> **Work to be completed**
The answer is one number: how many lines hold the string "this".

════════════════════

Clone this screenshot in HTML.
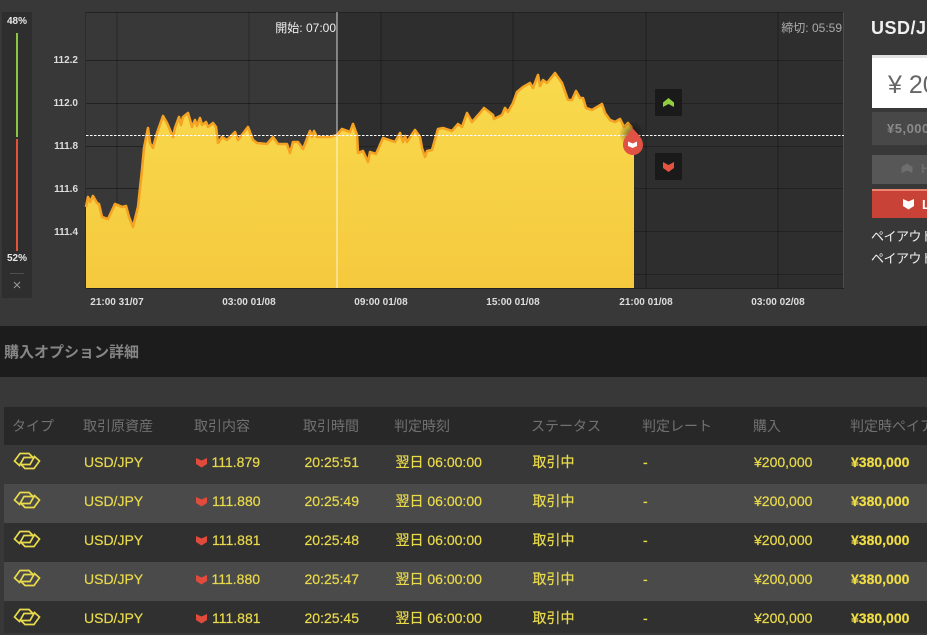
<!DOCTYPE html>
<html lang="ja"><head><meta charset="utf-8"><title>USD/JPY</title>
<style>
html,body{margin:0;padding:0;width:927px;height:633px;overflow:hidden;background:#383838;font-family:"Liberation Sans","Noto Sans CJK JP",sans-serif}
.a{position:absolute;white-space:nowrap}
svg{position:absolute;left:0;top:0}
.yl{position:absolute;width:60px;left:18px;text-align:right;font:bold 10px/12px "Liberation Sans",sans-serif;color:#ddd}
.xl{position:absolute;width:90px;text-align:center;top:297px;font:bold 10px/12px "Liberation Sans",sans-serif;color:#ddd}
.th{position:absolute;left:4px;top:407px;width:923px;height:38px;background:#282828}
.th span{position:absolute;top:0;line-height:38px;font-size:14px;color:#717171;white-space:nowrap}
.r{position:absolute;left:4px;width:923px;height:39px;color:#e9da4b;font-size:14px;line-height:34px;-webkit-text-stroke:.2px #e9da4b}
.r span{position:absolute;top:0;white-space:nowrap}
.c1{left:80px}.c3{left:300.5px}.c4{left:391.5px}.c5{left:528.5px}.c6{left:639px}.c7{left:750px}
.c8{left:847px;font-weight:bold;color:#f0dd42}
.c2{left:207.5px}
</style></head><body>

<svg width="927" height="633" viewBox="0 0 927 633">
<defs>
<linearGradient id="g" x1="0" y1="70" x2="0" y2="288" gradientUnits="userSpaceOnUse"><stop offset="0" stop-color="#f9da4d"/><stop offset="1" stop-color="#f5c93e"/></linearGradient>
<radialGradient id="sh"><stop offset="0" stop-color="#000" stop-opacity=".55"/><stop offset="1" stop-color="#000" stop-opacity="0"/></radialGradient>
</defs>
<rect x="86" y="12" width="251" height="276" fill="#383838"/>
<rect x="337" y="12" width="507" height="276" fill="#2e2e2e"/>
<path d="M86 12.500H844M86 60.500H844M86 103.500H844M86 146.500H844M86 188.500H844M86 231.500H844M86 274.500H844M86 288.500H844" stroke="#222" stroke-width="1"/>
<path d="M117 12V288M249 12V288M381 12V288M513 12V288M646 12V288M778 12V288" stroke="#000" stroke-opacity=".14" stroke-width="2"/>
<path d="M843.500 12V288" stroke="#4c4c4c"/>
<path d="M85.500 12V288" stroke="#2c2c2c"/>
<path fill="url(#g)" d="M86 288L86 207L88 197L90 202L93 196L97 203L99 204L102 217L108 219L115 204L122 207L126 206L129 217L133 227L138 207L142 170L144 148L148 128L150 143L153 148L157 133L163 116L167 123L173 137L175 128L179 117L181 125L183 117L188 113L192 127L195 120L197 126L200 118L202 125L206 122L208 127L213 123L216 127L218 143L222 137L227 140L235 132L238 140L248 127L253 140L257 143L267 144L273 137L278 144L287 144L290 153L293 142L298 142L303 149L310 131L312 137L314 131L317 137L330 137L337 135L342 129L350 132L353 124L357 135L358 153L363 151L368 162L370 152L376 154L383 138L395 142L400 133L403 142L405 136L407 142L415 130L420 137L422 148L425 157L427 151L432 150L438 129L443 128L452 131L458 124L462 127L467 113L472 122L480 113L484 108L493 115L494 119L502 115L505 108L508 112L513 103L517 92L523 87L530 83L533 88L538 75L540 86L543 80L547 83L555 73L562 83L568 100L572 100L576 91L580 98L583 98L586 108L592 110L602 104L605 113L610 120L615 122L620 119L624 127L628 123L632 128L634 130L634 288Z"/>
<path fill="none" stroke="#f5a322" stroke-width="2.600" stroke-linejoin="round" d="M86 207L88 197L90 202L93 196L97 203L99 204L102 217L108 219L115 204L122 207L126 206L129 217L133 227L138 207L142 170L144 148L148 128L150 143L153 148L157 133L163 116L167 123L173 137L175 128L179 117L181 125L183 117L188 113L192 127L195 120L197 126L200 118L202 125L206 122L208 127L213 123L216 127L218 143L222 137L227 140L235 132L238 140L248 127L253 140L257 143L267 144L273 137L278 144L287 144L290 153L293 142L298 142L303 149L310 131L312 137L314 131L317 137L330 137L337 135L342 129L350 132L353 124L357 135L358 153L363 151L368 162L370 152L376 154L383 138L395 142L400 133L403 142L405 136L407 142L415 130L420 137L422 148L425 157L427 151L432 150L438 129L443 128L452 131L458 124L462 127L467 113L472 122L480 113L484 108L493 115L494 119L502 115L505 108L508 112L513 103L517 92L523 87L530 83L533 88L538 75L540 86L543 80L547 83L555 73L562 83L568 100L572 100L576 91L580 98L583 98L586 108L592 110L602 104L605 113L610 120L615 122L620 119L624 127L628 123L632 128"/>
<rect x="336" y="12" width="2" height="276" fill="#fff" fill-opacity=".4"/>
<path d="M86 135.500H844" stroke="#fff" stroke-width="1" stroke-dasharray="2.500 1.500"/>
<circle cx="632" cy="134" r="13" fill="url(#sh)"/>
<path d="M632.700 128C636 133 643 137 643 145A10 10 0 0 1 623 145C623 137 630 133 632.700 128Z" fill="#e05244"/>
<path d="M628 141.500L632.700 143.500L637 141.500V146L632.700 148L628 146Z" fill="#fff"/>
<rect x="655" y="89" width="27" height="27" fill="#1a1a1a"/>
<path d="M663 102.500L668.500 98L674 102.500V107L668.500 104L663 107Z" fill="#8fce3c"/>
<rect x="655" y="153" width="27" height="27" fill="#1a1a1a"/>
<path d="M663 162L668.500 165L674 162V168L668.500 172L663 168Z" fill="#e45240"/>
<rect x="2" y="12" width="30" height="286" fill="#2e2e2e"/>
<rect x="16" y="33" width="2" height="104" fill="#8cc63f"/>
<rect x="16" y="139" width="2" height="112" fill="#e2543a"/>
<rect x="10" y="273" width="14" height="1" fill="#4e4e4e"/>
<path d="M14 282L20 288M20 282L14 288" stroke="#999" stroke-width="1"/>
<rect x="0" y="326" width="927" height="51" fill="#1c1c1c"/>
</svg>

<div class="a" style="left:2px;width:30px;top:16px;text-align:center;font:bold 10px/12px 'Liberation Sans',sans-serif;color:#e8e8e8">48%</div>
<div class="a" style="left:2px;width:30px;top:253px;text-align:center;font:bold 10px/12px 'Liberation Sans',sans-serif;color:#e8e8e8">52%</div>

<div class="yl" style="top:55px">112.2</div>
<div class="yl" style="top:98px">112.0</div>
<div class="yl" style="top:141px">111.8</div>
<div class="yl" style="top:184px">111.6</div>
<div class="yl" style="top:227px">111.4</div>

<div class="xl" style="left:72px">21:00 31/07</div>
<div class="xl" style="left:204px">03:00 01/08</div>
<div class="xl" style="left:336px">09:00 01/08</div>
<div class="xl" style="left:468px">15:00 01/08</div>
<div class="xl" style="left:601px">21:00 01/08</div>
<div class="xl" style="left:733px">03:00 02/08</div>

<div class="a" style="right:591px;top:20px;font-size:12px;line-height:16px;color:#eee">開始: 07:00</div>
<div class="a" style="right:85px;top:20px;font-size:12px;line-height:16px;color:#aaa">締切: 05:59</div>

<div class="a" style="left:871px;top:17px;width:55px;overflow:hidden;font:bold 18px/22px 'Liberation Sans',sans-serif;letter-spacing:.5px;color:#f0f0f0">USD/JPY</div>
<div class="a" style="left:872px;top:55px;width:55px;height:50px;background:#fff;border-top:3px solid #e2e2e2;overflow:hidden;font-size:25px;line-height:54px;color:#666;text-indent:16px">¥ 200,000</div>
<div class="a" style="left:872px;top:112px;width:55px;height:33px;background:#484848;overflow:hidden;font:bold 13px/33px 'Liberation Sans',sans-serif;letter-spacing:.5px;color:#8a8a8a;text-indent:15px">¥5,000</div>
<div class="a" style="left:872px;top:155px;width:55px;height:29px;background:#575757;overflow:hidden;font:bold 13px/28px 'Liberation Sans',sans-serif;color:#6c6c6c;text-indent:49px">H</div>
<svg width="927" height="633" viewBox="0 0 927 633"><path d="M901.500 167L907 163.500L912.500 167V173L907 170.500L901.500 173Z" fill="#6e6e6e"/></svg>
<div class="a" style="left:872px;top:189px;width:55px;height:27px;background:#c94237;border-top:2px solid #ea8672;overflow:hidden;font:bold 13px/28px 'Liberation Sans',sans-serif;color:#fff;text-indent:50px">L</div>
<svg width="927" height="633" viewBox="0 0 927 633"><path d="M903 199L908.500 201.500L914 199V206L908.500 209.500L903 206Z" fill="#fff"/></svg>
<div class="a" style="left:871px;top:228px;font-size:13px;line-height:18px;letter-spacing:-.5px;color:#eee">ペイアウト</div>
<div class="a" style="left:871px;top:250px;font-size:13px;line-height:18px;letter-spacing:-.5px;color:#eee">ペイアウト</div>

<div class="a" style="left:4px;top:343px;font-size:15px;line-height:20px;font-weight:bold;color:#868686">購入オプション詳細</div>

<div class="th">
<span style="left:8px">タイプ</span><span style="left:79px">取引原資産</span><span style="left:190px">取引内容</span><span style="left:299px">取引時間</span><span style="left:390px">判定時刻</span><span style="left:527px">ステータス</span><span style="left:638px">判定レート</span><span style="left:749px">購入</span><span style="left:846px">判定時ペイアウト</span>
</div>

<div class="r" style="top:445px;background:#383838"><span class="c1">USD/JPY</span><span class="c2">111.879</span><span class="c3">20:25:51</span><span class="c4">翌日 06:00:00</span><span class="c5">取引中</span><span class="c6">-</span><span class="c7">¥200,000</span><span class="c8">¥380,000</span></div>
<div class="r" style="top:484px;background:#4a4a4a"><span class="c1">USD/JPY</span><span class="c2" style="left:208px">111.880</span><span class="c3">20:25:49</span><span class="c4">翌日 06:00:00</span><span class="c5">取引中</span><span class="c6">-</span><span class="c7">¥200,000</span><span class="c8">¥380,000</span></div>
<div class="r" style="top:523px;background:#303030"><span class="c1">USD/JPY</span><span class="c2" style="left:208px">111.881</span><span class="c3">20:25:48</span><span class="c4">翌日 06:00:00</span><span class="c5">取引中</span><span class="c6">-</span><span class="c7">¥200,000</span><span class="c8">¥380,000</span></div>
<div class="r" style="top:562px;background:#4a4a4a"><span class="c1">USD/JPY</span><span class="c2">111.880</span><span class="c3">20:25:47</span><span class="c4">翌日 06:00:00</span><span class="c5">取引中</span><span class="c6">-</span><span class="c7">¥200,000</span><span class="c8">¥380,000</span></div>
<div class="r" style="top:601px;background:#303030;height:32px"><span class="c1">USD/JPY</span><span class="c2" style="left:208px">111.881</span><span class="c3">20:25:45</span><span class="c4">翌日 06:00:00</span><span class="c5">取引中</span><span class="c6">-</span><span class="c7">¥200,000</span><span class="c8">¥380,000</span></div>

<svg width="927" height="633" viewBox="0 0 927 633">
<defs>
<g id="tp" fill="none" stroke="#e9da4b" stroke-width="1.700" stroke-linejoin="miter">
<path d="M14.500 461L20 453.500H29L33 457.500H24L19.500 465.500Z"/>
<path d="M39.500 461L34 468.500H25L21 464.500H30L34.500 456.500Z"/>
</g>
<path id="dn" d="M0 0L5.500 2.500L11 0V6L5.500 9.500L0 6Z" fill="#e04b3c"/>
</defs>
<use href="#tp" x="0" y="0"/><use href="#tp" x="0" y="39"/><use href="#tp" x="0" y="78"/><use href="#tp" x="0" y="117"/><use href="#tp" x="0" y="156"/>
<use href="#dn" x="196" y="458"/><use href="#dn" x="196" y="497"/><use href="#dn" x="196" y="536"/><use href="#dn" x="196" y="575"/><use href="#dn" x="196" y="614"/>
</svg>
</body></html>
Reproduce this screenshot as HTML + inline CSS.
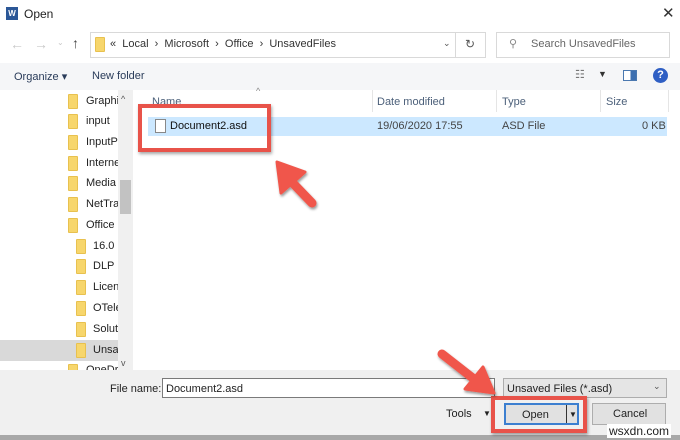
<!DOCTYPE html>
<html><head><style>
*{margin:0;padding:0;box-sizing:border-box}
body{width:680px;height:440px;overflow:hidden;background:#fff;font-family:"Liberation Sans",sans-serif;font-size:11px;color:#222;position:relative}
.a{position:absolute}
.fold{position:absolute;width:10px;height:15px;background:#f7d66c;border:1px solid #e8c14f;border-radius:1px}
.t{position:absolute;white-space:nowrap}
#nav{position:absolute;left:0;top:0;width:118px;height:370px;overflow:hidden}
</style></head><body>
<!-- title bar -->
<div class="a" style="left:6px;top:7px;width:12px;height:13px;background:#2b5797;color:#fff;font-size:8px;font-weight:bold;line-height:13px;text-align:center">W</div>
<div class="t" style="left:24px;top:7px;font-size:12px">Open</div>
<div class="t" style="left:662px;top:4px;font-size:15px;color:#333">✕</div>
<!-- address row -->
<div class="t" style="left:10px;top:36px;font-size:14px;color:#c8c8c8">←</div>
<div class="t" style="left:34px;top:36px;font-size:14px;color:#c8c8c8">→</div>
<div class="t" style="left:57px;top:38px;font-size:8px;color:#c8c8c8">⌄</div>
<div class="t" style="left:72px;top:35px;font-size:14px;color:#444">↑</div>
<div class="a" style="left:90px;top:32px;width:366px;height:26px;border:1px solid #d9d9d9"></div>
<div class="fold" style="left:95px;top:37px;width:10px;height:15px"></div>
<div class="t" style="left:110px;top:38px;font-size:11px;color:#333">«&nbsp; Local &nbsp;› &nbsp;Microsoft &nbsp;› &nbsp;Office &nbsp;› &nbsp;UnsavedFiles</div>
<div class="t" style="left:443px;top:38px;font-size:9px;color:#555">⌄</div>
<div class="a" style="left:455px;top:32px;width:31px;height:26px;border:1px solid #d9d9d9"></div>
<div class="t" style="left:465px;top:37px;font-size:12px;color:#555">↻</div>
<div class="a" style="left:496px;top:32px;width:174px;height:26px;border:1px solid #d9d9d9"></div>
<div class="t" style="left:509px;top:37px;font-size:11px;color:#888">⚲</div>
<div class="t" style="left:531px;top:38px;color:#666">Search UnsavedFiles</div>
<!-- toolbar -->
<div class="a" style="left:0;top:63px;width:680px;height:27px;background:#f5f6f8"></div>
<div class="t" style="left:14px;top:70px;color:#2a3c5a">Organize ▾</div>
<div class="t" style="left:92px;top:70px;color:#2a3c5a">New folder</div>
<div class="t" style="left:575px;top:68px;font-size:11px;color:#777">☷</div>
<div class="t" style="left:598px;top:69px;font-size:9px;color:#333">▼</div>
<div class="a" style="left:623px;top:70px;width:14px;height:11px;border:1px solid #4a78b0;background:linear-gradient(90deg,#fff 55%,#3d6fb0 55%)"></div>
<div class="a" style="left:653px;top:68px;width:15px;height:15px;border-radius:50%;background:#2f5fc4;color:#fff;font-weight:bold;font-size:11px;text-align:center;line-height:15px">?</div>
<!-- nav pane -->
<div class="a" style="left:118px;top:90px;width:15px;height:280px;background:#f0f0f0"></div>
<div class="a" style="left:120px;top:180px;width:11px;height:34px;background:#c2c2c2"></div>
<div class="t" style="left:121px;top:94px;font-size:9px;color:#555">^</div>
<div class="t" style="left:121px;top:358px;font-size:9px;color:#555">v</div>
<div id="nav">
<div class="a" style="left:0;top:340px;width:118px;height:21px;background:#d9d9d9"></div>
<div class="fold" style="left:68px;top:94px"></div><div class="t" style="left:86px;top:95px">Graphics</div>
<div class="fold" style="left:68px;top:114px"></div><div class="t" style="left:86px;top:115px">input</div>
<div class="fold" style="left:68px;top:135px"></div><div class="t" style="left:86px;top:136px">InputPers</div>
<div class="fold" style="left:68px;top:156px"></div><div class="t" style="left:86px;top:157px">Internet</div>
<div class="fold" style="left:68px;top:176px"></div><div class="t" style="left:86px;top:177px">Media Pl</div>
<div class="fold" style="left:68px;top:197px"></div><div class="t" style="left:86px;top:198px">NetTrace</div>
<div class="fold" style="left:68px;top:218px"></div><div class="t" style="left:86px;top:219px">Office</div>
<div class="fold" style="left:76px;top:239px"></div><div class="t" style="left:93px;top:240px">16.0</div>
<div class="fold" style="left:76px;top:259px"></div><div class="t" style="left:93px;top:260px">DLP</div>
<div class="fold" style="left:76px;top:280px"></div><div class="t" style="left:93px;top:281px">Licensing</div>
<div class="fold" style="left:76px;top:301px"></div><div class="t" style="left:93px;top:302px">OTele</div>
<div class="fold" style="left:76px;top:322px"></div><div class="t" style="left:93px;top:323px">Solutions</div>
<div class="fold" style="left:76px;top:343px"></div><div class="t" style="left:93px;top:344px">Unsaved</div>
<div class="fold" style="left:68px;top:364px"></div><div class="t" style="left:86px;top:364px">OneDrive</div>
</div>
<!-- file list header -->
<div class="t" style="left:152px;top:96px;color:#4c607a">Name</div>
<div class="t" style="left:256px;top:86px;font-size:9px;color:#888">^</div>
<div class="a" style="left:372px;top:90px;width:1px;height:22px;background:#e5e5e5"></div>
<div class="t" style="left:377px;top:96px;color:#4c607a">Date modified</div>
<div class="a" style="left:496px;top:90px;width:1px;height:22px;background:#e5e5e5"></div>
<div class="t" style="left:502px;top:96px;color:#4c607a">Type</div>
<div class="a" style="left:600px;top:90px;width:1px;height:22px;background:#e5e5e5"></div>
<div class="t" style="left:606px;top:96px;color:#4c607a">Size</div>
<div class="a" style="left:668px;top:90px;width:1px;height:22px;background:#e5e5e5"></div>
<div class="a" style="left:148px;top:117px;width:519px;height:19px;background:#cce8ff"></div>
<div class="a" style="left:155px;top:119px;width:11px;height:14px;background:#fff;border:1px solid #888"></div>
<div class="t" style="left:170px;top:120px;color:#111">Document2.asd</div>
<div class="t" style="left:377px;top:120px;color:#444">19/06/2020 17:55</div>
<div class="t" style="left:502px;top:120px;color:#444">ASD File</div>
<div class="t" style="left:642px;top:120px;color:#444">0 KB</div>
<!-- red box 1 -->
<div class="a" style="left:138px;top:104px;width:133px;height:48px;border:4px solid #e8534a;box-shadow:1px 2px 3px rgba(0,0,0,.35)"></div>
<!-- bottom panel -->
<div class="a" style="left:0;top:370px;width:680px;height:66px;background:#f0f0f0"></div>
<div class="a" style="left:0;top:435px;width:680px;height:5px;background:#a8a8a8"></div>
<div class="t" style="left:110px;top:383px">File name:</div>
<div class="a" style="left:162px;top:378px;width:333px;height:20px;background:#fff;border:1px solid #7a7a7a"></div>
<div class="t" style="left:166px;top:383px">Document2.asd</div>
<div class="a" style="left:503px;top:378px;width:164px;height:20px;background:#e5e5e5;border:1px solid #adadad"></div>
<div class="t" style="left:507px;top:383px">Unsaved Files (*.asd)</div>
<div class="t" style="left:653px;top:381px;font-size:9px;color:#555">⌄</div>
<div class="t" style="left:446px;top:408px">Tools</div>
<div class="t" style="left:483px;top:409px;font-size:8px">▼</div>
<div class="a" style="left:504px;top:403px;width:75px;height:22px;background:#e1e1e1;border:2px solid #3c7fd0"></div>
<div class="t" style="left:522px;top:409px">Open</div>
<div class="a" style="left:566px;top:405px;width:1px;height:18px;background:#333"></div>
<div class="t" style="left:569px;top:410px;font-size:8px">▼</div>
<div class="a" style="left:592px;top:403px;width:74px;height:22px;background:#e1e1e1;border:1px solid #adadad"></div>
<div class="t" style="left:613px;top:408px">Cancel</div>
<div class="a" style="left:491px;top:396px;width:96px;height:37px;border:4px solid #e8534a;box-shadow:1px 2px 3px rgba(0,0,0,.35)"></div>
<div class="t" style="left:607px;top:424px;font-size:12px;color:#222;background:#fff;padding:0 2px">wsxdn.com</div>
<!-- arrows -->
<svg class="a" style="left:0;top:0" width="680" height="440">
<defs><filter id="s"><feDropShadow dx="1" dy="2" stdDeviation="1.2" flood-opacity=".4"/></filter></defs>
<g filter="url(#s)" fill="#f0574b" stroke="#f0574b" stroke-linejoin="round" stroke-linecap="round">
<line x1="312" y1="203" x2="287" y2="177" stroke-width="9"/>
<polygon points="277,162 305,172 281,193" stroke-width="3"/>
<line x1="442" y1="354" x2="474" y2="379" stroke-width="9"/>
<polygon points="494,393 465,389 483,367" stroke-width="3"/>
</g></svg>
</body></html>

════════════════════

> **Complete response**
2